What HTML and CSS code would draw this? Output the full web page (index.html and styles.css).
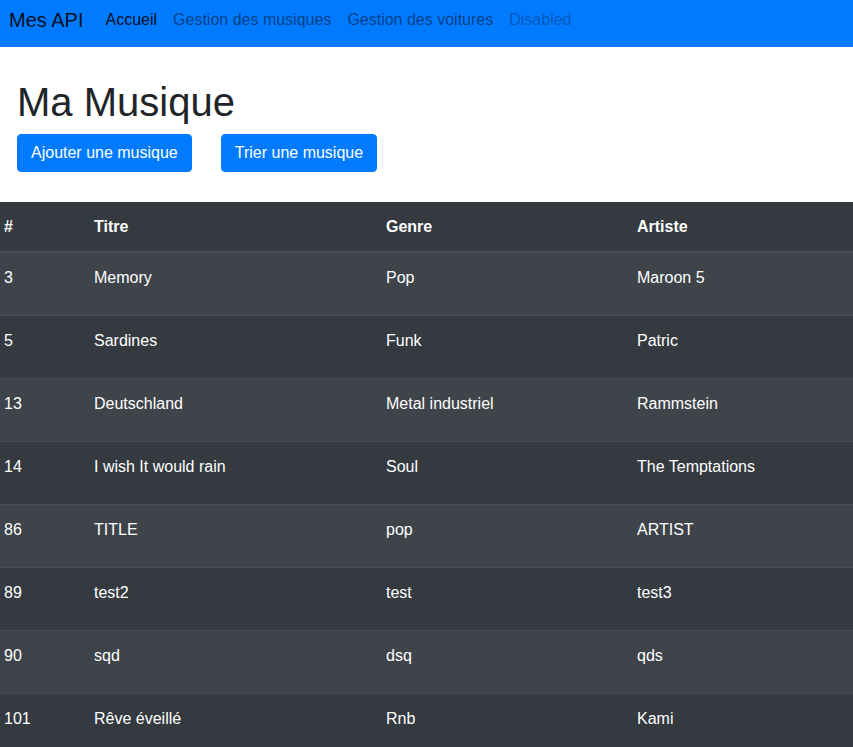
FILE: index.html
```html
<!DOCTYPE html>
<html lang="fr">
<head>
<meta charset="utf-8">
<title>Mes API</title>
<link rel="stylesheet" href="styles.css">
</head>
<body>
<nav class="navbar">
  <a class="brand">Mes API</a>
  <ul class="nav">
    <li><a class="nav-link active">Accueil</a></li>
    <li><a class="nav-link">Gestion des musiques</a></li>
    <li><a class="nav-link">Gestion des voitures</a></li>
    <li><a class="nav-link disabled">Disabled</a></li>
  </ul>
</nav>
<div class="header">
  <h1 class="title">Ma Musique</h1>
  <div class="actions">
    <button class="btn">Ajouter une musique</button>
    <button class="btn">Trier une musique</button>
  </div>
</div>
<table class="table">
  <colgroup>
    <col class="c-id"><col class="c-title"><col class="c-genre"><col class="c-artist">
  </colgroup>
  <thead>
    <tr><th>#</th><th>Titre</th><th>Genre</th><th>Artiste</th></tr>
  </thead>
  <tbody>
    <tr><td>3</td><td>Memory</td><td>Pop</td><td>Maroon 5</td></tr>
    <tr><td>5</td><td>Sardines</td><td>Funk</td><td>Patric</td></tr>
    <tr><td>13</td><td>Deutschland</td><td>Metal industriel</td><td>Rammstein</td></tr>
    <tr><td>14</td><td>I wish It would rain</td><td>Soul</td><td>The Temptations</td></tr>
    <tr><td>86</td><td>TITLE</td><td>pop</td><td>ARTIST</td></tr>
    <tr><td>89</td><td>test2</td><td>test</td><td>test3</td></tr>
    <tr><td>90</td><td>sqd</td><td>dsq</td><td>qds</td></tr>
    <tr><td>101</td><td>Rêve éveillé</td><td>Rnb</td><td>Kami</td></tr>
  </tbody>
</table>
</body>
</html>
```

FILE: styles.css
```css
html, body {
  margin: 0;
  padding: 0;
  overflow: hidden;
}
body {
  font-family: "Liberation Sans", Arial, sans-serif;
  font-size: 16px;
  line-height: 24px;
  color: #212529;
  background: #fff;
  width: 853px;
}
.navbar {
  background: #007bff;
  height: 47px;
  display: flex;
  align-items: flex-start;
  padding: 0 9px;
  box-sizing: border-box;
}
.brand {
  font-size: 20px;
  line-height: 40px;
  color: rgba(0, 0, 0, 0.9);
  margin-right: 14px;
}
.nav {
  list-style: none;
  margin: 0;
  padding: 0;
  display: flex;
}
.nav-link {
  display: block;
  padding: 8px 8px;
  color: rgba(0, 0, 0, 0.5);
}
.nav-link.active { color: rgba(0, 0, 0, 0.9); }
.nav-link.disabled { color: rgba(0, 0, 0, 0.3); }
.header {
  padding: 31px 17px 30px;
}
.title {
  margin: 0 0 8px;
  font-size: 40px;
  line-height: 48px;
  font-weight: 500;
}
.actions {
  display: flex;
  gap: 29px;
}
.btn {
  font-family: inherit;
  font-size: 16px;
  line-height: 24px;
  color: #fff;
  background: #007bff;
  border: 1px solid #007bff;
  border-radius: 4px;
  padding: 6px 13px;
  cursor: pointer;
}
.table {
  border-collapse: collapse;
  table-layout: fixed;
  width: 100%;
  background: #343a40;
  color: #fff;
}
.c-id { width: 82px; }
.c-title { width: 292px; }
.c-genre { width: 251px; }
.table th, .table td {
  text-align: left;
  vertical-align: top;
  padding: 13px 12px 25px;
  border-top: 1px solid #454d55;
}
.table th:first-child, .table td:first-child { padding-left: 4px; }
.table th {
  font-weight: bold;
  padding-top: 13px;
  padding-bottom: 12px;
  border-bottom: 2px solid #454d55;
  border-top: 0;
}
.table tbody tr:nth-child(odd) { background: #3e444a; }
```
##############################
DIRECTIONS FOR THIS TASK — Every line of the data above should be quoted exactly. Omit the pictures.

SOLUTION —
What HTML and CSS code would draw this? Output the full web page (index.html and styles.css).
FILE: index.html
```html
<!DOCTYPE html>
<html lang="fr">
<head>
<meta charset="utf-8">
<title>Mes API</title>
<link rel="stylesheet" href="styles.css">
</head>
<body>
<nav class="navbar">
  <a class="brand">Mes API</a>
  <ul class="nav">
    <li><a class="nav-link active">Accueil</a></li>
    <li><a class="nav-link">Gestion des musiques</a></li>
    <li><a class="nav-link">Gestion des voitures</a></li>
    <li><a class="nav-link disabled">Disabled</a></li>
  </ul>
</nav>
<div class="header">
  <h1 class="title">Ma Musique</h1>
  <div class="actions">
    <button class="btn">Ajouter une musique</button>
    <button class="btn">Trier une musique</button>
  </div>
</div>
<table class="table">
  <colgroup>
    <col class="c-id"><col class="c-title"><col class="c-genre"><col class="c-artist">
  </colgroup>
  <thead>
    <tr><th>#</th><th>Titre</th><th>Genre</th><th>Artiste</th></tr>
  </thead>
  <tbody>
    <tr><td>3</td><td>Memory</td><td>Pop</td><td>Maroon 5</td></tr>
    <tr><td>5</td><td>Sardines</td><td>Funk</td><td>Patric</td></tr>
    <tr><td>13</td><td>Deutschland</td><td>Metal industriel</td><td>Rammstein</td></tr>
    <tr><td>14</td><td>I wish It would rain</td><td>Soul</td><td>The Temptations</td></tr>
    <tr><td>86</td><td>TITLE</td><td>pop</td><td>ARTIST</td></tr>
    <tr><td>89</td><td>test2</td><td>test</td><td>test3</td></tr>
    <tr><td>90</td><td>sqd</td><td>dsq</td><td>qds</td></tr>
    <tr><td>101</td><td>Rêve éveillé</td><td>Rnb</td><td>Kami</td></tr>
  </tbody>
</table>
</body>
</html>
```

FILE: styles.css
```css
html, body {
  margin: 0;
  padding: 0;
  overflow: hidden;
}
body {
  font-family: "Liberation Sans", Arial, sans-serif;
  font-size: 16px;
  line-height: 24px;
  color: #212529;
  background: #fff;
  width: 853px;
}
.navbar {
  background: #007bff;
  height: 47px;
  display: flex;
  align-items: flex-start;
  padding: 0 9px;
  box-sizing: border-box;
}
.brand {
  font-size: 20px;
  line-height: 40px;
  color: rgba(0, 0, 0, 0.9);
  margin-right: 14px;
}
.nav {
  list-style: none;
  margin: 0;
  padding: 0;
  display: flex;
}
.nav-link {
  display: block;
  padding: 8px 8px;
  color: rgba(0, 0, 0, 0.5);
}
.nav-link.active { color: rgba(0, 0, 0, 0.9); }
.nav-link.disabled { color: rgba(0, 0, 0, 0.3); }
.header {
  padding: 31px 17px 30px;
}
.title {
  margin: 0 0 8px;
  font-size: 40px;
  line-height: 48px;
  font-weight: 500;
}
.actions {
  display: flex;
  gap: 29px;
}
.btn {
  font-family: inherit;
  font-size: 16px;
  line-height: 24px;
  color: #fff;
  background: #007bff;
  border: 1px solid #007bff;
  border-radius: 4px;
  padding: 6px 13px;
  cursor: pointer;
}
.table {
  border-collapse: collapse;
  table-layout: fixed;
  width: 100%;
  background: #343a40;
  color: #fff;
}
.c-id { width: 82px; }
.c-title { width: 292px; }
.c-genre { width: 251px; }
.table th, .table td {
  text-align: left;
  vertical-align: top;
  padding: 13px 12px 25px;
  border-top: 1px solid #454d55;
}
.table th:first-child, .table td:first-child { padding-left: 4px; }
.table th {
  font-weight: bold;
  padding-top: 13px;
  padding-bottom: 12px;
  border-bottom: 2px solid #454d55;
  border-top: 0;
}
.table tbody tr:nth-child(odd) { background: #3e444a; }
```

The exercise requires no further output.